··· Stored data

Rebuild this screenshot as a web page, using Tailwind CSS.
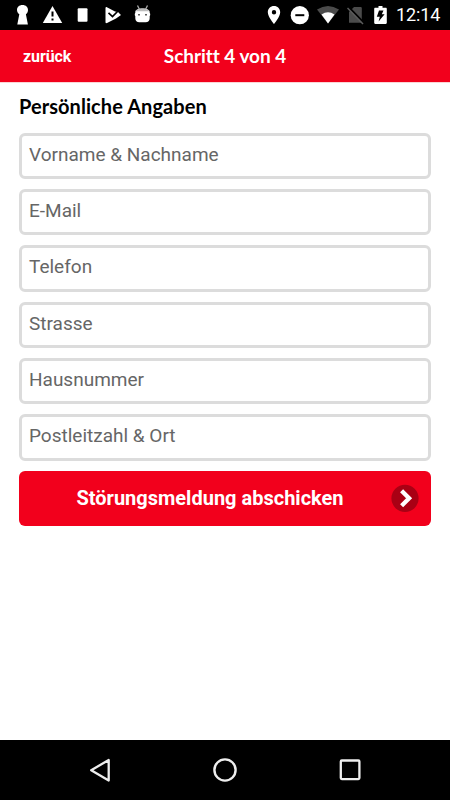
<!DOCTYPE html>
<html lang="de">
<head>
<meta charset="utf-8">
<title>Persönliche Angaben</title>
<script src="https://cdn.jsdelivr.net/npm/@tailwindcss/browser@4"></script>
</head>
<body class="bg-white">
<div class="flex h-[800px] w-[450px] flex-col overflow-hidden font-['Roboto',sans-serif]">
  <div class="flex h-[30px] shrink-0 items-start justify-between bg-black pl-[16px] pr-[10px] text-white">
    <div class="flex">
      <svg class="mr-[13px] h-[30px] w-[13px]" viewBox="16 0 13 30" fill="#fff"><path d="M22.500 5C19 5 17 7.200 17 10c0 2 1 3.300 2.300 4.200L17.300 24.500h10.600l-2-10.300C27.200 13.300 28 12 28 10c0-2.800-2-5-5.500-5z"/></svg>
      <svg class="mr-[14px] h-[30px] w-[21px]" viewBox="42 0 21 30"><path fill="#fff" d="M52.500 6L62.200 23H42.800z"/><path stroke="#000" stroke-width="2" d="M52.500 11.500v5M52.500 18.500v2"/></svg>
      <svg class="mr-[16px] h-[30px] w-[12px]" viewBox="77 0 12 30"><rect x="77.700" y="8.300" width="9.800" height="13.500" rx="1" fill="#fff"/></svg>
      <svg class="mr-[12px] h-[30px] w-[17px]" viewBox="105 0 17 30"><path fill="#fff" d="M105.500 8c0-.8.700-1.200 1.400-.8L115 11.500l3 .5 3 3-5 3.500L107 23c-.8.400-1.500 0-1.500-.8z"/><path d="M108.500 12.800l4 3.700 6.500-6.500" fill="none" stroke="#000" stroke-width="1.700"/></svg>
      <svg class="h-[30px] w-[17px]" viewBox="134 0 17 30"><path d="M137.500 5.500l2 4M147.500 5.500l-2 4" stroke="#aaa" stroke-width="1.300"/><path fill="#fff" d="M135.300 12c0-2 3-3.500 7.200-3.500s7.200 1.500 7.200 3.500v1c.7 0 .7 3 0 3v2.200c0 2.800-1.700 4-4 4h-6.400c-2.300 0-4-1.200-4-4V16c-.7 0-.7-3 0-3z"/><path fill="#bbb" d="M135.500 11.300c1-2 3.500-2.800 7-2.800s6 .8 7 2.800z"/><path fill="#333" d="M138.200 14h1.600v1.500h-1.600zM145.200 14h1.600v1.500h-1.600z"/></svg>
    </div>
    <div class="flex">
      <svg class="mr-[9px] h-[30px] w-[14px]" viewBox="267 0 14 30"><path fill="#fff" fill-rule="evenodd" d="M274 6c-3.500 0-6.200 2.700-6.200 6.200 0 4.600 6.200 11.800 6.200 11.800s6.200-7.200 6.200-11.800C280.200 8.700 277.500 6 274 6zm0 4a2.200 2.200 0 1 1 0 4.400 2.200 2.200 0 0 1 0-4.400z"/></svg>
      <svg class="mr-[6px] h-[30px] w-[20px]" viewBox="290 0 20 30"><circle cx="299.800" cy="15.200" r="9.100" fill="#fff"/><path d="M295.300 15.200h9" stroke="#000" stroke-width="2"/></svg>
      <svg class="mr-[7px] h-[30px] w-[24px]" viewBox="316 0 24 30"><path fill="#4b4b4b" d="M317 9.600q11-7 22 0L328 23.500z"/><path fill="#fff" d="M321.500 14.500q6.500-4.500 13 0L328 23.500z"/></svg>
      <svg class="mr-[10px] h-[30px] w-[17px]" viewBox="347 0 17 30"><path fill="#4b4b4b" d="M354 7h6.500c.8 0 1.300.5 1.300 1.300v14.400h-12.800V12z"/><path d="M348.500 7l16 16.500" stroke="#000" stroke-width="2"/><path d="M347.500 8l15.500 16" stroke="#5c5c5c" stroke-width="1.500"/></svg>
      <svg class="mr-[8px] h-[30px] w-[14px]" viewBox="374 0 14 30"><path fill="#fff" d="M378.500 6h4v1.700h3.200c.7 0 1.100.4 1.100 1.100v14c0 .7-.4 1.200-1.100 1.200h-10.400c-.7 0-1.100-.5-1.100-1.200v-14c0-.7.400-1.100 1.100-1.100h3.200z"/><path fill="#000" d="M379 10.500h4.500l-1.700 3.800h2.800l-6 7.200 1.200-4.800h-3z"/></svg>
      <span class="w-[44px] whitespace-nowrap text-[18px] leading-[30px] tracking-[-0.100px]">12:14</span>
    </div>
  </div>
  <header class="grid h-[52px] shrink-0 grid-cols-[1fr_auto_1fr] items-center bg-[#f2001c] text-white">
    <span class="pl-[23px] pt-px text-[16px] font-bold leading-[20px] tracking-[-0.100px]">zurück</span>
    <h1 class="font-['Lato',sans-serif] text-[19px] font-bold leading-[24px] tracking-[-0.050px]">Schritt 4 von 4</h1>
  </header>
  <main class="flex-1 border-t border-[#fbd5d5] px-[19px] pt-[10px]">
    <h2 class="font-['Lato',sans-serif] text-[20px] font-bold leading-[26px] tracking-[0.060px] text-black">Persönliche Angaben</h2>
    <form class="mt-[13.500px] flex flex-col gap-[10px]">
      <div class="flex h-[46.400px] items-center rounded-[6px] border-[3px] border-[#dcdcdc] pb-[1px] pl-[7px] text-[19px] text-[#666]">Vorname &amp; Nachname</div>
      <div class="flex h-[46.400px] items-center rounded-[6px] border-[3px] border-[#dcdcdc] pb-[1px] pl-[7px] text-[19px] text-[#666]">E-Mail</div>
      <div class="flex h-[46.400px] items-center rounded-[6px] border-[3px] border-[#dcdcdc] pb-[2px] pl-[7px] text-[19px] text-[#666]">Telefon</div>
      <div class="flex h-[46.400px] items-center rounded-[6px] border-[3px] border-[#dcdcdc] pb-[1px] pl-[7px] text-[19px] text-[#666]">Strasse</div>
      <div class="flex h-[46.400px] items-center rounded-[6px] border-[3px] border-[#dcdcdc] pb-[2px] pl-[7px] text-[19px] text-[#666]">Hausnummer</div>
      <div class="flex h-[46.400px] items-center rounded-[6px] border-[3px] border-[#dcdcdc] pb-[2px] pl-[7px] text-[19px] text-[#666]">Postleitzahl &amp; Ort</div>
      <button type="button" class="mt-[0.300px] flex h-[54.500px] items-center rounded-[6px] bg-[#f2001c] pr-[12px] text-[20px] font-bold text-white">
        <span class="flex-1 whitespace-nowrap pl-[10px] text-center">Störungsmeldung abschicken</span>
        <svg class="h-[28px] w-[28px]" viewBox="0 0 28 28"><circle cx="14" cy="14.300" r="13.600" fill="#a90014"/><path d="M10.600 6.800l7.500 7.500-7.500 7.500" fill="none" stroke="#fff" stroke-width="4.300"/></svg>
      </button>
    </form>
  </main>
  <nav class="flex h-[60px] shrink-0 items-center justify-between bg-black px-[87px]">
    <svg class="h-[26px] w-[26px]" viewBox="0 0 26 26"><path d="M21.700 3v20.500L4.200 13.200z" fill="none" stroke="#eee" stroke-width="2.300" stroke-linejoin="round"/></svg>
    <svg class="h-[26px] w-[26px]" viewBox="0 0 26 26"><circle cx="13" cy="13" r="10.600" fill="none" stroke="#eee" stroke-width="2.400"/></svg>
    <svg class="h-[26px] w-[26px]" viewBox="0 0 26 26"><rect x="3.800" y="3.500" width="18.600" height="18.600" rx="1" fill="none" stroke="#eee" stroke-width="2.300"/></svg>
  </nav>
</div>
</body>
</html>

······

## Do this
All the lines above are to be given again exactly as they read, with the pictures removed.

## Response to this task
Rebuild this screenshot as a web page, using Tailwind CSS.
<!DOCTYPE html>
<html lang="de">
<head>
<meta charset="utf-8">
<title>Persönliche Angaben</title>
<script src="https://cdn.jsdelivr.net/npm/@tailwindcss/browser@4"></script>
</head>
<body class="bg-white">
<div class="flex h-[800px] w-[450px] flex-col overflow-hidden font-['Roboto',sans-serif]">
  <div class="flex h-[30px] shrink-0 items-start justify-between bg-black pl-[16px] pr-[10px] text-white">
    <div class="flex">
      <svg class="mr-[13px] h-[30px] w-[13px]" viewBox="16 0 13 30" fill="#fff"><path d="M22.500 5C19 5 17 7.200 17 10c0 2 1 3.300 2.300 4.200L17.300 24.500h10.600l-2-10.300C27.200 13.300 28 12 28 10c0-2.800-2-5-5.500-5z"/></svg>
      <svg class="mr-[14px] h-[30px] w-[21px]" viewBox="42 0 21 30"><path fill="#fff" d="M52.500 6L62.200 23H42.800z"/><path stroke="#000" stroke-width="2" d="M52.500 11.500v5M52.500 18.500v2"/></svg>
      <svg class="mr-[16px] h-[30px] w-[12px]" viewBox="77 0 12 30"><rect x="77.700" y="8.300" width="9.800" height="13.500" rx="1" fill="#fff"/></svg>
      <svg class="mr-[12px] h-[30px] w-[17px]" viewBox="105 0 17 30"><path fill="#fff" d="M105.500 8c0-.8.700-1.200 1.400-.8L115 11.500l3 .5 3 3-5 3.500L107 23c-.8.400-1.500 0-1.500-.8z"/><path d="M108.500 12.800l4 3.700 6.500-6.500" fill="none" stroke="#000" stroke-width="1.700"/></svg>
      <svg class="h-[30px] w-[17px]" viewBox="134 0 17 30"><path d="M137.500 5.500l2 4M147.500 5.500l-2 4" stroke="#aaa" stroke-width="1.300"/><path fill="#fff" d="M135.300 12c0-2 3-3.500 7.200-3.500s7.200 1.500 7.200 3.500v1c.7 0 .7 3 0 3v2.200c0 2.800-1.700 4-4 4h-6.400c-2.300 0-4-1.200-4-4V16c-.7 0-.7-3 0-3z"/><path fill="#bbb" d="M135.500 11.300c1-2 3.500-2.800 7-2.800s6 .8 7 2.800z"/><path fill="#333" d="M138.200 14h1.600v1.500h-1.600zM145.200 14h1.600v1.500h-1.600z"/></svg>
    </div>
    <div class="flex">
      <svg class="mr-[9px] h-[30px] w-[14px]" viewBox="267 0 14 30"><path fill="#fff" fill-rule="evenodd" d="M274 6c-3.500 0-6.200 2.700-6.200 6.200 0 4.600 6.200 11.800 6.200 11.800s6.200-7.200 6.200-11.800C280.200 8.700 277.500 6 274 6zm0 4a2.200 2.200 0 1 1 0 4.400 2.200 2.200 0 0 1 0-4.400z"/></svg>
      <svg class="mr-[6px] h-[30px] w-[20px]" viewBox="290 0 20 30"><circle cx="299.800" cy="15.200" r="9.100" fill="#fff"/><path d="M295.300 15.200h9" stroke="#000" stroke-width="2"/></svg>
      <svg class="mr-[7px] h-[30px] w-[24px]" viewBox="316 0 24 30"><path fill="#4b4b4b" d="M317 9.600q11-7 22 0L328 23.500z"/><path fill="#fff" d="M321.500 14.500q6.500-4.500 13 0L328 23.500z"/></svg>
      <svg class="mr-[10px] h-[30px] w-[17px]" viewBox="347 0 17 30"><path fill="#4b4b4b" d="M354 7h6.500c.8 0 1.300.5 1.300 1.300v14.400h-12.800V12z"/><path d="M348.500 7l16 16.500" stroke="#000" stroke-width="2"/><path d="M347.500 8l15.500 16" stroke="#5c5c5c" stroke-width="1.500"/></svg>
      <svg class="mr-[8px] h-[30px] w-[14px]" viewBox="374 0 14 30"><path fill="#fff" d="M378.500 6h4v1.700h3.200c.7 0 1.100.4 1.100 1.100v14c0 .7-.4 1.200-1.100 1.200h-10.400c-.7 0-1.100-.5-1.100-1.200v-14c0-.7.400-1.100 1.100-1.100h3.200z"/><path fill="#000" d="M379 10.500h4.500l-1.700 3.800h2.800l-6 7.200 1.200-4.800h-3z"/></svg>
      <span class="w-[44px] whitespace-nowrap text-[18px] leading-[30px] tracking-[-0.100px]">12:14</span>
    </div>
  </div>
  <header class="grid h-[52px] shrink-0 grid-cols-[1fr_auto_1fr] items-center bg-[#f2001c] text-white">
    <span class="pl-[23px] pt-px text-[16px] font-bold leading-[20px] tracking-[-0.100px]">zurück</span>
    <h1 class="font-['Lato',sans-serif] text-[19px] font-bold leading-[24px] tracking-[-0.050px]">Schritt 4 von 4</h1>
  </header>
  <main class="flex-1 border-t border-[#fbd5d5] px-[19px] pt-[10px]">
    <h2 class="font-['Lato',sans-serif] text-[20px] font-bold leading-[26px] tracking-[0.060px] text-black">Persönliche Angaben</h2>
    <form class="mt-[13.500px] flex flex-col gap-[10px]">
      <div class="flex h-[46.400px] items-center rounded-[6px] border-[3px] border-[#dcdcdc] pb-[1px] pl-[7px] text-[19px] text-[#666]">Vorname &amp; Nachname</div>
      <div class="flex h-[46.400px] items-center rounded-[6px] border-[3px] border-[#dcdcdc] pb-[1px] pl-[7px] text-[19px] text-[#666]">E-Mail</div>
      <div class="flex h-[46.400px] items-center rounded-[6px] border-[3px] border-[#dcdcdc] pb-[2px] pl-[7px] text-[19px] text-[#666]">Telefon</div>
      <div class="flex h-[46.400px] items-center rounded-[6px] border-[3px] border-[#dcdcdc] pb-[1px] pl-[7px] text-[19px] text-[#666]">Strasse</div>
      <div class="flex h-[46.400px] items-center rounded-[6px] border-[3px] border-[#dcdcdc] pb-[2px] pl-[7px] text-[19px] text-[#666]">Hausnummer</div>
      <div class="flex h-[46.400px] items-center rounded-[6px] border-[3px] border-[#dcdcdc] pb-[2px] pl-[7px] text-[19px] text-[#666]">Postleitzahl &amp; Ort</div>
      <button type="button" class="mt-[0.300px] flex h-[54.500px] items-center rounded-[6px] bg-[#f2001c] pr-[12px] text-[20px] font-bold text-white">
        <span class="flex-1 whitespace-nowrap pl-[10px] text-center">Störungsmeldung abschicken</span>
        <svg class="h-[28px] w-[28px]" viewBox="0 0 28 28"><circle cx="14" cy="14.300" r="13.600" fill="#a90014"/><path d="M10.600 6.800l7.500 7.500-7.500 7.500" fill="none" stroke="#fff" stroke-width="4.300"/></svg>
      </button>
    </form>
  </main>
  <nav class="flex h-[60px] shrink-0 items-center justify-between bg-black px-[87px]">
    <svg class="h-[26px] w-[26px]" viewBox="0 0 26 26"><path d="M21.700 3v20.500L4.200 13.200z" fill="none" stroke="#eee" stroke-width="2.300" stroke-linejoin="round"/></svg>
    <svg class="h-[26px] w-[26px]" viewBox="0 0 26 26"><circle cx="13" cy="13" r="10.600" fill="none" stroke="#eee" stroke-width="2.400"/></svg>
    <svg class="h-[26px] w-[26px]" viewBox="0 0 26 26"><rect x="3.800" y="3.500" width="18.600" height="18.600" rx="1" fill="none" stroke="#eee" stroke-width="2.300"/></svg>
  </nav>
</div>
</body>
</html>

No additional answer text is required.